§ **DATA SECTION**
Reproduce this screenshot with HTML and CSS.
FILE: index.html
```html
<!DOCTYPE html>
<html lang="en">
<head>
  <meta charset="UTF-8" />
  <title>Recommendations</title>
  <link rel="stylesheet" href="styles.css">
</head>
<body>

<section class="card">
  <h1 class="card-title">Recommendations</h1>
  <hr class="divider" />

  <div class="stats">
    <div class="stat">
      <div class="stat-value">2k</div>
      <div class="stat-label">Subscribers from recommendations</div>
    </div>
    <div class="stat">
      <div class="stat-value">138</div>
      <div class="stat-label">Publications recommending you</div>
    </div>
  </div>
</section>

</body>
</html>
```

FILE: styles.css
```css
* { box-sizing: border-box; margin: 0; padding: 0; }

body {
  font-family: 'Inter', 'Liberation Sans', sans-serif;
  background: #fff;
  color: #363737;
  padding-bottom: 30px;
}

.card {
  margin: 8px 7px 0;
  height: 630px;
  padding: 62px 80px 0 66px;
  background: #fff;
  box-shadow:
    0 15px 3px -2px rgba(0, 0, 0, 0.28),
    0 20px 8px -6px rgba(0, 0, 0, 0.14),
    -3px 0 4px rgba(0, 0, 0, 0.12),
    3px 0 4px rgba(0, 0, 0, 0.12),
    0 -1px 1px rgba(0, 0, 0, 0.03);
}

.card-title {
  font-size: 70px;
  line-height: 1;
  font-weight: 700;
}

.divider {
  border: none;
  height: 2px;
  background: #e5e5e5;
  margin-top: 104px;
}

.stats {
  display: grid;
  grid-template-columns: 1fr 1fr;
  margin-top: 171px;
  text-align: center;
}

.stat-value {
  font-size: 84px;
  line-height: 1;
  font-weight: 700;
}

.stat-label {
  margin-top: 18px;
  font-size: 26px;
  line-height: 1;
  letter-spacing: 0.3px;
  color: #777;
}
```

§ **YOUR OBJECTIVE**
Give an exact repetition of all the material.

§ **RESPONSE BELOW**
Reproduce this screenshot with HTML and CSS.
FILE: index.html
```html
<!DOCTYPE html>
<html lang="en">
<head>
  <meta charset="UTF-8" />
  <title>Recommendations</title>
  <link rel="stylesheet" href="styles.css">
</head>
<body>

<section class="card">
  <h1 class="card-title">Recommendations</h1>
  <hr class="divider" />

  <div class="stats">
    <div class="stat">
      <div class="stat-value">2k</div>
      <div class="stat-label">Subscribers from recommendations</div>
    </div>
    <div class="stat">
      <div class="stat-value">138</div>
      <div class="stat-label">Publications recommending you</div>
    </div>
  </div>
</section>

</body>
</html>
```

FILE: styles.css
```css
* { box-sizing: border-box; margin: 0; padding: 0; }

body {
  font-family: 'Inter', 'Liberation Sans', sans-serif;
  background: #fff;
  color: #363737;
  padding-bottom: 30px;
}

.card {
  margin: 8px 7px 0;
  height: 630px;
  padding: 62px 80px 0 66px;
  background: #fff;
  box-shadow:
    0 15px 3px -2px rgba(0, 0, 0, 0.28),
    0 20px 8px -6px rgba(0, 0, 0, 0.14),
    -3px 0 4px rgba(0, 0, 0, 0.12),
    3px 0 4px rgba(0, 0, 0, 0.12),
    0 -1px 1px rgba(0, 0, 0, 0.03);
}

.card-title {
  font-size: 70px;
  line-height: 1;
  font-weight: 700;
}

.divider {
  border: none;
  height: 2px;
  background: #e5e5e5;
  margin-top: 104px;
}

.stats {
  display: grid;
  grid-template-columns: 1fr 1fr;
  margin-top: 171px;
  text-align: center;
}

.stat-value {
  font-size: 84px;
  line-height: 1;
  font-weight: 700;
}

.stat-label {
  margin-top: 18px;
  font-size: 26px;
  line-height: 1;
  letter-spacing: 0.3px;
  color: #777;
}
```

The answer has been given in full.